Discussion Questions

  1. Capital allocation and competitive moats: Blinkit's strategy involved accepting margin compression to fund dark store density. At what point does infrastructure density become a defensible moat, and how should management evaluate when to shift from investment mode to margin harvesting? What financial signals should trigger that shift?


  2. Unit economics and the density paradox: Blinkit's GOV per store per day grew as total store count increased in the same cities. What structural mechanisms explain this relationship? Under what market conditions might this dynamic reverse — i.e., when does adding stores in an existing market cannibilise per-store economics rather than enhance them?


  3. Category expansion strategy: Blinkit's decision to move from traditional grocery into electronics, beauty, and pet care raises questions about assortment coherence, supply chain complexity, and brand perception. What are the strategic risks of rapid category expansion in a model whose consumer promise is built entirely on speed and reliability?


  4. Retail media and the dual-sided platform: Blinkit's advertiser base grew 130% year-on-year in Q3 FY24. As advertising revenue becomes a larger share of total revenue, how should management balance FMCG brand visibility goals (which favour promoted placement) against consumer trust in organic search and discovery? Is there a structural tension between the ad-supported model and the service-quality positioning?

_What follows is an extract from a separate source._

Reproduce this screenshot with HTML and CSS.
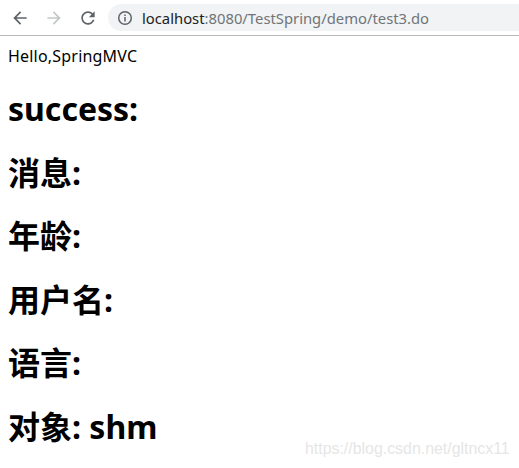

  5. Competitive dynamics and the role of capital: The quick commerce sector in India effectively became an oligopoly by 2024–25, with Dunzo's collapse illustrating the penalty for poor unit-economics discipline. How should Blinkit frame its competitive strategy as Zepto (backed by USD 665 million in fresh capital raised in 2024) and Amazon Now (planning 300 dark stores) intensify their bids for market share? Is a 45–50% market share inherently stable, or does it create a target that competitors will rationally price against?